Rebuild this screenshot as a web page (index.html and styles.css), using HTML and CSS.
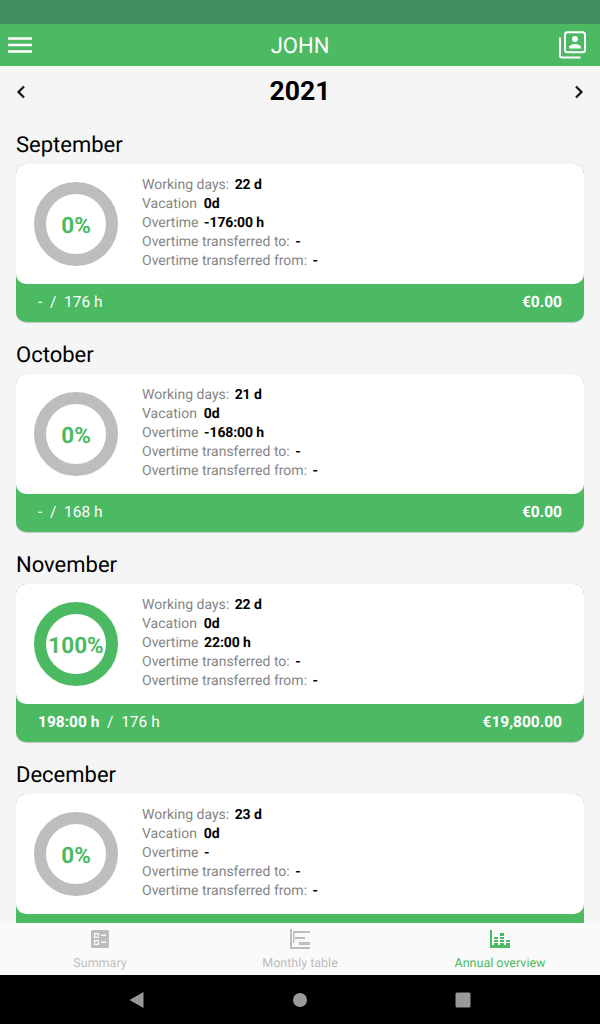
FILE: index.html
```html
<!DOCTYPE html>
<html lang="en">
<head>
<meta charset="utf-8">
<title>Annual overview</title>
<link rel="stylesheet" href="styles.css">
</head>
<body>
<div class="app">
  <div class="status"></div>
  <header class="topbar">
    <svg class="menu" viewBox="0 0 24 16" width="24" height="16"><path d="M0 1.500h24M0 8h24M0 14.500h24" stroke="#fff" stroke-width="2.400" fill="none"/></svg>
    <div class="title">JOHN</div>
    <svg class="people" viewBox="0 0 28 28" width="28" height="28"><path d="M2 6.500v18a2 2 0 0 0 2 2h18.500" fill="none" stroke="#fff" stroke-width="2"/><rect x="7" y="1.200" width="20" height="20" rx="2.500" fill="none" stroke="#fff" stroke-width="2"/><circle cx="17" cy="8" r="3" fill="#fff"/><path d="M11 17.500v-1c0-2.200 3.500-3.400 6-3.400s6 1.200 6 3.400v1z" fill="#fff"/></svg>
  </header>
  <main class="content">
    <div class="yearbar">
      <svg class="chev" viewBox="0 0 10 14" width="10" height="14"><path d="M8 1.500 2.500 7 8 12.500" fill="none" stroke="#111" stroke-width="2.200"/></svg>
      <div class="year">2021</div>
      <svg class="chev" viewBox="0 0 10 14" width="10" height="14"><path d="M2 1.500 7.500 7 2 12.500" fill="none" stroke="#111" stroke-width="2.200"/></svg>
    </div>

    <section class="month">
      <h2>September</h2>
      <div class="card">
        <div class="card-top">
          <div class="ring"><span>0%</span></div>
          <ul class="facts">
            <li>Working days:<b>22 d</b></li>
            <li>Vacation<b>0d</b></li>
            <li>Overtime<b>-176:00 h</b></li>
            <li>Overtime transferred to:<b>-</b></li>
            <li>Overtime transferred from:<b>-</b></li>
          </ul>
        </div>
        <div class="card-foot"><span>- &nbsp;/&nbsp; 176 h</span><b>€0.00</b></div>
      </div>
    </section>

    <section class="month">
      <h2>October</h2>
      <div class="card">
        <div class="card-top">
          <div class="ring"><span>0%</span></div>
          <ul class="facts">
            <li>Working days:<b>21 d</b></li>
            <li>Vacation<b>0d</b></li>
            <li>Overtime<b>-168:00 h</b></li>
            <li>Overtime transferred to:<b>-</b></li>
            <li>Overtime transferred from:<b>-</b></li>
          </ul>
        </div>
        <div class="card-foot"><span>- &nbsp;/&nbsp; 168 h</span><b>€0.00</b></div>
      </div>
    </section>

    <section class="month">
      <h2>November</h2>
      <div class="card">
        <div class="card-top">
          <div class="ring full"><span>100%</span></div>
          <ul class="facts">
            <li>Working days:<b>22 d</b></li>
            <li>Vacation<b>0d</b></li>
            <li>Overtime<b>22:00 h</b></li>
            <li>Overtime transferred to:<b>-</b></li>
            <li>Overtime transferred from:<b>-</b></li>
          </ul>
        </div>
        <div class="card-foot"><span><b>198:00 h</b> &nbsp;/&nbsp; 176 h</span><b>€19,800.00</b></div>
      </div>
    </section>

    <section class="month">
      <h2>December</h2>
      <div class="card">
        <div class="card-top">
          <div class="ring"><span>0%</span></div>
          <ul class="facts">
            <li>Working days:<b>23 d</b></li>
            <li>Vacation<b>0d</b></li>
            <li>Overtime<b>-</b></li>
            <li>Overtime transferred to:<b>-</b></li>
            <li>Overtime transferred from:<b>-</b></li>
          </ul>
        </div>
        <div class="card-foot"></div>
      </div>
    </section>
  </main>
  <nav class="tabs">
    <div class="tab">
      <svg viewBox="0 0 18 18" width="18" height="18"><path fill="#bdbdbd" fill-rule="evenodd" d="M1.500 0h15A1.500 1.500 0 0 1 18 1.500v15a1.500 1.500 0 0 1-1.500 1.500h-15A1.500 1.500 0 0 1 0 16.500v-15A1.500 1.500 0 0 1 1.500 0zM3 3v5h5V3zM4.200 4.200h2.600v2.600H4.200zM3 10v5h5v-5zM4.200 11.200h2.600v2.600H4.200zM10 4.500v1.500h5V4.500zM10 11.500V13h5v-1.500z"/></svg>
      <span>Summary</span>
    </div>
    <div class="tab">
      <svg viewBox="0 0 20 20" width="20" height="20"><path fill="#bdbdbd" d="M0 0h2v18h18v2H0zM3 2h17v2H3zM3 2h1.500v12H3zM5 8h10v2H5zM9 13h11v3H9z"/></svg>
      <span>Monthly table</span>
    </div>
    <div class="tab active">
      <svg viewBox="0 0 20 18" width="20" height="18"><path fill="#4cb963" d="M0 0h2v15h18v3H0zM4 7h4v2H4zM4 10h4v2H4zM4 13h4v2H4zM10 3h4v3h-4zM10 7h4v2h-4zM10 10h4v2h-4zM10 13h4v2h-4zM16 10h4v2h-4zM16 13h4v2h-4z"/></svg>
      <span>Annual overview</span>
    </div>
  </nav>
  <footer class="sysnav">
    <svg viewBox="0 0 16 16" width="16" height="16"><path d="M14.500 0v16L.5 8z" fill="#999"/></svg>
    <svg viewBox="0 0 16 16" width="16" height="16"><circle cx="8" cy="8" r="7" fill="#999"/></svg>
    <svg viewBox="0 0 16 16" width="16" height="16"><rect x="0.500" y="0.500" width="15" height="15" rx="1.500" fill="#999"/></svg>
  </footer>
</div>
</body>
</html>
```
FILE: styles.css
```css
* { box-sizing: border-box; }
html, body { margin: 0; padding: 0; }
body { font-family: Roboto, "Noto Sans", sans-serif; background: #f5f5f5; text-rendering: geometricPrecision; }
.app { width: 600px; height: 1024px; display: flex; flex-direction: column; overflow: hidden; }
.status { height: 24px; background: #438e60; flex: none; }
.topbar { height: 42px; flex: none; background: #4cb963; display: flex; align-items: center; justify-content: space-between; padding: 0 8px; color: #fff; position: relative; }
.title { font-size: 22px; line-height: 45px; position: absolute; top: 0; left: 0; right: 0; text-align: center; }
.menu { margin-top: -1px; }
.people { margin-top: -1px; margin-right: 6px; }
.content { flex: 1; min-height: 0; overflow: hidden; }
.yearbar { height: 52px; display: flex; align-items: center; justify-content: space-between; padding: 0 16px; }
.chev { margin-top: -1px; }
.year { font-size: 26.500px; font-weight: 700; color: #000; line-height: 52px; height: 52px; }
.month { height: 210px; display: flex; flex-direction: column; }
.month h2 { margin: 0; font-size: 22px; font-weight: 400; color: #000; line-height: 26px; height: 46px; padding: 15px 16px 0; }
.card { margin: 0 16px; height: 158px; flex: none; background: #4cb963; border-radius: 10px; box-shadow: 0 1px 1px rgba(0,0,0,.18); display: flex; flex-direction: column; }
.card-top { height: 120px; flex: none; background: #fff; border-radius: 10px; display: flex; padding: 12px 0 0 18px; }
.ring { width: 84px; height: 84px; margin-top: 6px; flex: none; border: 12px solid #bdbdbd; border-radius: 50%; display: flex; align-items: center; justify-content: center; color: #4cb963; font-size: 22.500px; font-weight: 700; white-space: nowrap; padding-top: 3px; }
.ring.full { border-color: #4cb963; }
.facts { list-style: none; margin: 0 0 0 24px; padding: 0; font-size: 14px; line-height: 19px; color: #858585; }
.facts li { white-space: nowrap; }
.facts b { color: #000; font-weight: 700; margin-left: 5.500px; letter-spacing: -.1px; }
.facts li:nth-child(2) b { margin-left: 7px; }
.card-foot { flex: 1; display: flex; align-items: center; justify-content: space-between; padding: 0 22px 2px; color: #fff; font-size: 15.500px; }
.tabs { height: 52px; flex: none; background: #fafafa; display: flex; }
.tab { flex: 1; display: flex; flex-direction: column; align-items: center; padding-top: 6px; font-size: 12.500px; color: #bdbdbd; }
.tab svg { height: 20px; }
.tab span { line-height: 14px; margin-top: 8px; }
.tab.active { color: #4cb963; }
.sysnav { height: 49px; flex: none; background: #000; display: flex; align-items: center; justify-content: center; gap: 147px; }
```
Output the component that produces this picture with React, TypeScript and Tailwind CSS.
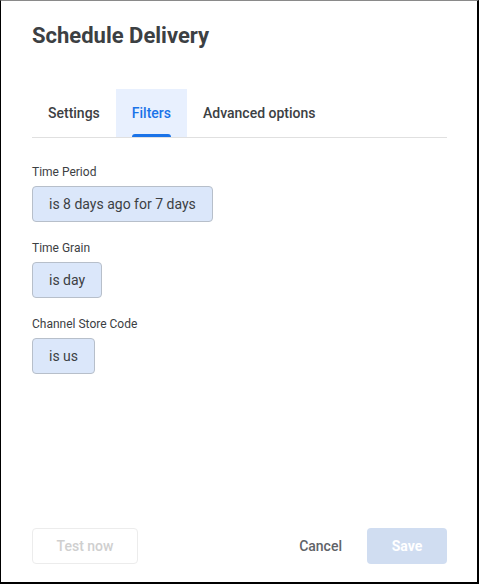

= = =

PROMPT: Reply with nothing but the number of lines in the data above that contain "this".

WRITTEN SOLUTION: 2